» INSTRUCTIONS TO FOLLOW: Repeat every entry word for word, but leave the images out of your copy.

----- AVAILABLE DATA

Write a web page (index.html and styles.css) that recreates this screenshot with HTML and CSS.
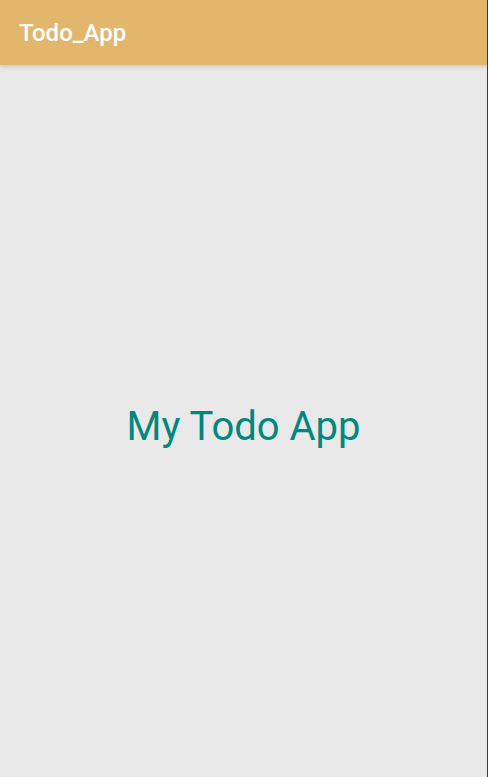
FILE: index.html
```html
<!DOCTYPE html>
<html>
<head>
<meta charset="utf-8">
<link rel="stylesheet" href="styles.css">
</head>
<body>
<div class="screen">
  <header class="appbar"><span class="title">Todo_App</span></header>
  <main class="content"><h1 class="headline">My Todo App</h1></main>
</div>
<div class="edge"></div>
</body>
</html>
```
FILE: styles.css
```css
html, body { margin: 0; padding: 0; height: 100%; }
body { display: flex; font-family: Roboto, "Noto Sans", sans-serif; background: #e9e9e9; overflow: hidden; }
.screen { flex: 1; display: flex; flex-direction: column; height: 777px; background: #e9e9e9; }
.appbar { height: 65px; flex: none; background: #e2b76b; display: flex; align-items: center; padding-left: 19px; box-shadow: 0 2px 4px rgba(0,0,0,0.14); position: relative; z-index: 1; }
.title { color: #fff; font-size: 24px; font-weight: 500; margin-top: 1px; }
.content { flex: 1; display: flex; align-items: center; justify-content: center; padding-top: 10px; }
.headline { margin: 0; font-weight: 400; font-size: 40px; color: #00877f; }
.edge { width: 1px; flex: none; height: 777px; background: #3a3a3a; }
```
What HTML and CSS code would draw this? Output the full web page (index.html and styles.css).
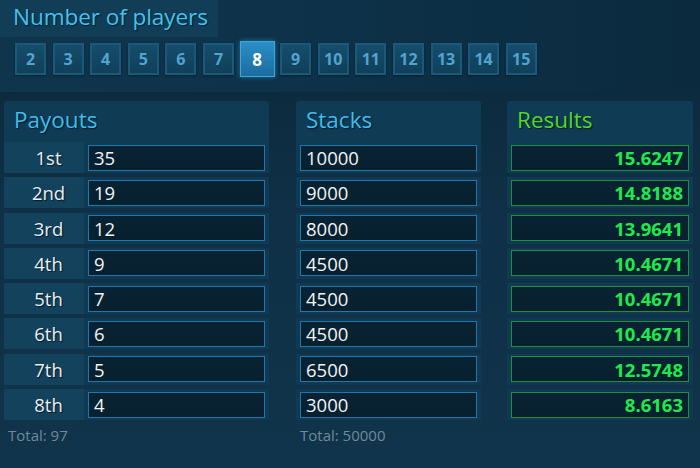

----------

» COMPLETE OUTPUT:
Write a web page (index.html and styles.css) that recreates this screenshot with HTML and CSS.
FILE: index.html
```html
<!DOCTYPE html>
<html>
<head>
<meta charset="utf-8">
<link rel="stylesheet" href="styles.css">
</head>
<body>
<div class="screen">
  <header class="appbar"><span class="title">Todo_App</span></header>
  <main class="content"><h1 class="headline">My Todo App</h1></main>
</div>
<div class="edge"></div>
</body>
</html>
```
FILE: styles.css
```css
html, body { margin: 0; padding: 0; height: 100%; }
body { display: flex; font-family: Roboto, "Noto Sans", sans-serif; background: #e9e9e9; overflow: hidden; }
.screen { flex: 1; display: flex; flex-direction: column; height: 777px; background: #e9e9e9; }
.appbar { height: 65px; flex: none; background: #e2b76b; display: flex; align-items: center; padding-left: 19px; box-shadow: 0 2px 4px rgba(0,0,0,0.14); position: relative; z-index: 1; }
.title { color: #fff; font-size: 24px; font-weight: 500; margin-top: 1px; }
.content { flex: 1; display: flex; align-items: center; justify-content: center; padding-top: 10px; }
.headline { margin: 0; font-weight: 400; font-size: 40px; color: #00877f; }
.edge { width: 1px; flex: none; height: 777px; background: #3a3a3a; }
```
What HTML and CSS code would draw this? Output the full web page (index.html and styles.css).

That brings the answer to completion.